*Your task*. Reproduce the lines exactly, beginning with the line that has "Rebuild this screenshot" and ending with the line that has "MdGetApp, MdKeyboardArrowUp, MdShoppingCart". Images are left out.

___ Dataset entries

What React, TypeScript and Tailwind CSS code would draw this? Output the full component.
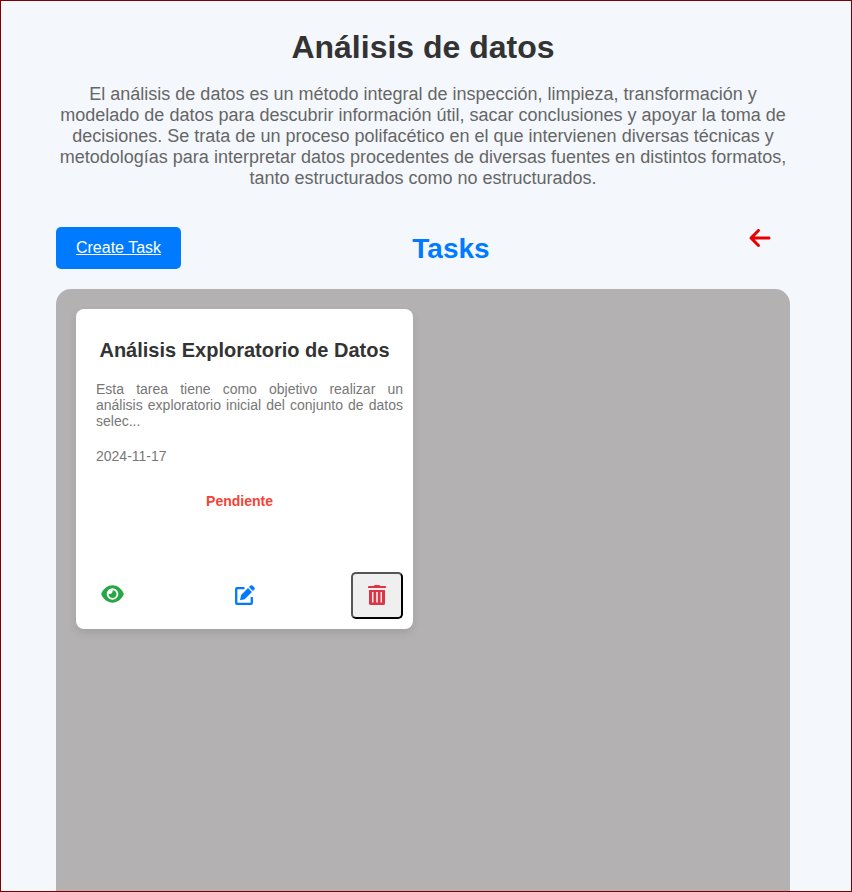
import { FaArrowLeft } from "react-icons/fa6";

function EyeIcon() {
  return (
    <svg viewBox="0 0 23 18" className="h-[18px] w-[23px]" aria-hidden="true">
      <path d="M.4 8.2C2.6 3.6 6.6.3 11.5.3S20.4 3.6 22.6 8.2Q22.9 9 22.6 9.8C20.4 14.4 16.4 17.7 11.5 17.7S2.6 14.4.4 9.8Q.1 9 .4 8.2Z" fill="currentColor" />
      <circle cx="11.5" cy="9" r="5.8" fill="white" />
      <path d="M11.5 5.2A3.9 3.9 0 1 1 7.7 8.9C9.8 9.5 12.2 7.5 11.5 5.2Z" fill="currentColor" />
    </svg>
  );
}

function EditIcon() {
  return (
    <svg viewBox="0 0 20 20" className="h-5 w-5" fill="none" aria-hidden="true">
      <path d="M9.5 3.1H2.1Q1.2 3.1 1.2 4V18q0 .8.8.8H16q.8 0 .8-.8V12" stroke="currentColor" strokeWidth="2.3" />
      <path d="M13 3 17 7 9.7 14.3 5 15.3 6.1 10.1ZM14 2.1 15.5.6Q16.5-.2 17.4.6L19.4 2.6Q20.3 3.5 19.4 4.5L17.9 6Z" fill="currentColor" />
    </svg>
  );
}

function TrashIcon() {
  return (
    <svg viewBox="0 0 18 20" className="h-5 w-[18px]" fill="currentColor" aria-hidden="true">
      <path fillRule="evenodd" d="M0 1.8Q0 1 1 1H5.5L6.4.2Q6.7 0 7.2 0h3.6q.5 0 .8.2L12.5 1H17q1 0 1 .8V3H0ZM1 5H17V18.5q0 1.5-1.5 1.5H2.5Q1 20 1 18.5ZM4 7V17.5H5.5V7ZM8.2 7V17.5H9.8V7ZM12.5 7V17.5H14V7Z" />
    </svg>
  );
}

export default function App() {
  return (
    <div className="h-[892px] overflow-hidden border border-[#800000] bg-[#f4f8fd] px-[55px] pt-[26px] font-['Liberation_Sans',Arial,sans-serif]">
      <div className="w-[734px]">
        <h1 className="text-center text-[32px] leading-[40px] font-bold text-[#333]">Análisis de datos</h1>
        <p className="mt-[17px] text-center text-[18px] leading-[21px] text-[#666]">
          El análisis de datos es un método integral de inspección, limpieza, transformación y modelado de datos para descubrir información útil, sacar conclusiones y apoyar la toma de decisiones. Se trata de un proceso polifacético en el que intervienen diversas técnicas y metodologías para interpretar datos procedentes de diversas fuentes en distintos formatos, tanto estructurados como no estructurados.
        </p>
        <div className="mt-[38px] flex h-[42px] items-start justify-between">
          <a href="#" className="flex h-[42px] w-[125px] items-center justify-center rounded-[5px] bg-[#007bff] text-[16px] text-white underline">Create Task</a>
          <h2 className="-ml-[27px] pt-px text-[28px] leading-[42px] font-bold text-[#007bff]">Tasks</h2>
          <a href="#" className="-mt-px mr-[18px] text-[24px] text-[#e60000]"><FaArrowLeft /></a>
        </div>
        <main className="mt-5 h-[640px] rounded-t-[15px] bg-[#b3b1b2] p-5">
          <article className="flex h-[320px] w-[337px] flex-col rounded-[8px] bg-white pt-[30px] pr-2.5 pb-2.5 pl-5 shadow-[0_4px_8px_rgba(0,0,0,0.1)]">
            <h3 className="mr-2.5 text-center text-[20px] leading-[23px] font-bold whitespace-nowrap text-[#333]">Análisis Exploratorio de Datos</h3>
            <p className="mt-[19px] text-justify text-[14px] leading-[16px] text-[#777]">Esta tarea tiene como objetivo realizar un análisis exploratorio inicial del conjunto de datos selec...</p>
            <p className="mt-[19px] text-[14px] leading-[16px] text-[#777]">2024-11-17</p>
            <p className="mt-[29px] mr-5 text-center text-[14px] leading-[16px] font-bold text-[#f44336]">Pendiente</p>
            <div className="mt-auto flex h-[47px] items-start justify-between pl-[5px]">
              <a href="#" aria-label="Ver" className="pt-[13px] text-[#28a745]"><EyeIcon /></a>
              <a href="#" aria-label="Editar" className="ml-[14px] pt-[12.5px] text-[#007bff]"><EditIcon /></a>
              <button aria-label="Eliminar" className="flex h-[47px] w-[52px] items-start justify-center rounded-[5px] border-2 border-t-[#555] border-r-black border-b-black border-l-[#555] bg-[#efefef] pt-[10.5px] text-[#dc3545]"><TrashIcon /></button>
            </div>
          </article>
        </main>
      </div>
    </div>
  );
}
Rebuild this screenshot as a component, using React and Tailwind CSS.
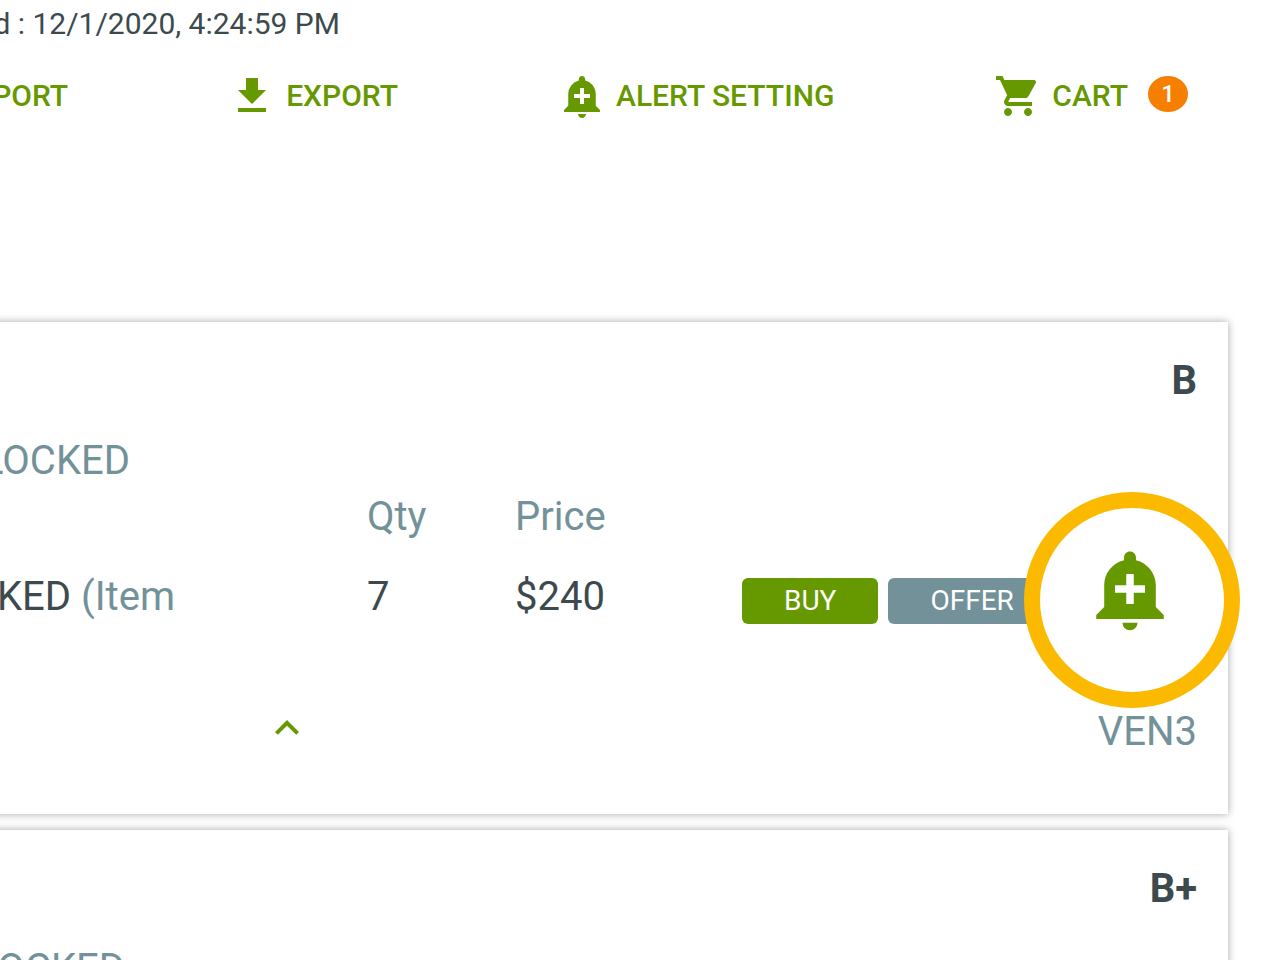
import { MdAddAlert, MdGetApp, MdKeyboardArrowUp, MdShoppingCart } from "react-icons/md";

const NavButton = ({ icon: Icon, label, badge }) => (
  <button className="flex items-center gap-2.5 text-[30px] leading-9 font-medium text-[#669900] whitespace-nowrap">
    {Icon && <Icon size={48} />}
    {label}
    {badge && (
      <span className="ml-2.5 mb-1 flex h-9 w-10 items-center justify-center rounded-[50%] bg-[#f77f00] text-2xl text-white">
        {badge}
      </span>
    )}
  </button>
);

const ItemCard = ({ grade, title, titleWidth, children }) => (
  <article className="relative -ml-2 min-h-[492px] bg-white pt-[39px] pr-[31px] pl-2 shadow-[0_0_8px_rgba(0,0,0,0.35)]">
    <p className="text-right font-bold text-[#3c4a4e]">{grade}</p>
    <h2 className={`mt-10 flex justify-end whitespace-nowrap ${titleWidth}`}>{title}</h2>
    {children}
  </article>
);

const Offers = () => (
  <table className="mt-4 w-full table-fixed text-left whitespace-nowrap">
    <thead>
      <tr>
        <td className="w-[367px]" />
        <th className="w-[148px] font-normal">Qty</th>
        <th className="w-[227px] font-normal">Price</th>
        <td />
      </tr>
    </thead>
    <tbody>
      <tr className="align-baseline text-[#3c4a4e]">
        <td className="pt-10">
          <div className="flex w-[175px] justify-end gap-2.5">
            <span>KED</span>
            <span className="text-[#739199]">(Item</span>
          </div>
        </td>
        <td className="pt-10">7</td>
        <td className="pt-10">$240</td>
        <td className="pt-10">
          <div className="flex gap-2.5 text-[28px] leading-[46px] text-white">
            <button className="rounded-md bg-[#669900] px-[42px]">BUY</button>
            <button className="rounded-md bg-[#739199] px-[42px]">OFFER</button>
          </div>
        </td>
      </tr>
    </tbody>
  </table>
);

export default function App() {
  return (
    <div className="h-screen overflow-hidden bg-white font-[Roboto,sans-serif]">
      <header className="pt-2">
        <p className="flex w-[340px] justify-end text-[30px] leading-8 text-[#3c4a4e] whitespace-nowrap">
          d : 12/1/2020, 4:24:59 PM
        </p>
        <nav className="mt-8 flex justify-end gap-40 pr-[92px]">
          <NavButton label="PORT" />
          <NavButton icon={MdGetApp} label="EXPORT" />
          <NavButton icon={MdAddAlert} label="ALERT SETTING" />
          <NavButton icon={MdShoppingCart} label="CART" badge={1} />
        </nav>
      </header>

      <main className="mt-[202px] mr-[52px] flex flex-col gap-4 text-[40px] leading-10 text-[#739199]">
        <ItemCard grade="B" title="LOCKED" titleWidth="w-[130px]">
          <Offers />
          <footer className="mt-20 flex items-end justify-between pl-[263px]">
            <button aria-label="Collapse" className="text-[#669900]">
              <MdKeyboardArrowUp size={48} />
            </button>
            <span>VEN3</span>
          </footer>

          {/* Highlighted alert button */}
          <button
            aria-label="Add alert"
            className="absolute top-[170px] -right-3 flex size-[216px] items-center justify-center rounded-full border-16 border-[#fbb900] bg-white pr-1 pb-[22px] text-[#669900]"
          >
            <MdAddAlert size={90} />
          </button>
        </ItemCard>

        <ItemCard grade="B+" title="OCKED" titleWidth="w-[125px]" />
      </main>
    </div>
  );
}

______

*Output of the task*.
Rebuild this screenshot as a component, using React and Tailwind CSS.
import { MdAddAlert, MdGetApp, MdKeyboardArrowUp, MdShoppingCart } from "react-icons/md";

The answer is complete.